[HN Gopher] Gigabyte Brix Pro: A Compact PC for Basic Computing ...
___________________________________________________________________
Gigabyte Brix Pro: A Compact PC for Basic Computing Needs
Author : walterbell
Score : 58 points
Date : 2021-05-15 10:17 UTC (1 days ago)
(HTM) web link (www.overclockers.com)
(TXT) w3m dump (www.overclockers.com)
| butz wrote:
| Still waiting for small form factor PC with built in PSU.
| walterbell wrote:
| This is the size you're looking at,
| https://www.antec.com/product/case/isk300-150
|
| Or the rabbit hole of custom builds,
| https://smallformfactor.net/forum/
| hocuspocus wrote:
| Who would want four HDMI ports but zero (mini)DP?
| auxym wrote:
| I'm not sure why, but DP seems to be on the way out.
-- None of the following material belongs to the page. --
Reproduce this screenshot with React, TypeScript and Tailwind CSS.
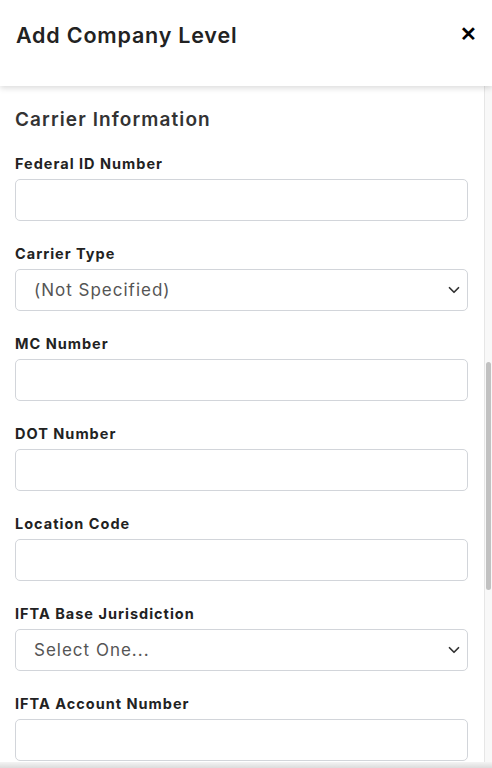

| Anecdotally, I haven't seen DP ports on displays or laptops
| bought in the last year or two.
| danhor wrote:
| On Laptops: It's probably because all DPs are routed through
| the usb-c connectors. No one does hdmi over usb-c, so they're
| left-over.
| aksss wrote:
| You can do usb-c to hdmi with a dongle of course, so even
| if driving an hdmi display, usb-c will do that.
| aksss wrote:
| DP is still king for graphics - better bandwidth, color
| depth, variable refresh rates, daisy chaining. The limitation
| is the cable length, where HDMI is way better, but this
| probably only matters for conference rooms and home theaters.
|
| Running laptops exclusively for years I had the same
| impression about the death of dp. Getting a rig (and high
| quality monitor) for gaming changed my mind about that.
|
| Also, as another said, dp is run out of laptops using USB-c
| and thunderbolt now. HDMI ports themselves are no longer
| needed so you won't see those on laptops much longer, either.
| hocuspocus wrote:
| All high-end monitors very much have DP ports. Same with
| graphics cards.
| dkjaudyeqooe wrote:
| Someone who uses TVs as monitors, especially if you want 3 or 4
| it's the most economical option.
|
| On a higher-end box no DP would be criminal.
| reaperducer wrote:
| "Basic" computing is now four HDMI ports and an LTE connection.
| Good to know.
| kingsuper20 wrote:
| Probably was cheap to add and there's some commercial market
| they're aiming at.
|
| I've been down the NUC road, and sort of like these kinds of
| products, but think they're a hard sell. A person could spend
| $50-$150 (instead of $500 all-in) on eBay and get an ex-
| corporate small desktop or a Thinkpad, spend a bit more and get
| a new Mac Mini M1, or view it as a down payment on a decent
| laptop or desktop. That Brix looks like it's in the middle of a
| pretty big ecosystem of products.
|
| There's more than a few people that might as well just own a
| Chromebox. If Raspberry PI 4s were just a bit faster, the non-
| performance home hobbyists might as well go for those as
| desktops and stick with computers that are cheaper than 2-3 new
| hardbound books.
| otabdeveloper4 wrote:
| The cheaper NUC computers are a good alternative to the
| Raspberry PI.
|
| The Raspberry seems cheaper on paper, but you have to add a
| case, power supply, some sort of storage solution and then
| suffer with the whole thing not quite working properly.
| bartvk wrote:
| These are much smaller than an ex-corporate small desktop,
| right? My Intel NUC can easily be mounted behind my monitor.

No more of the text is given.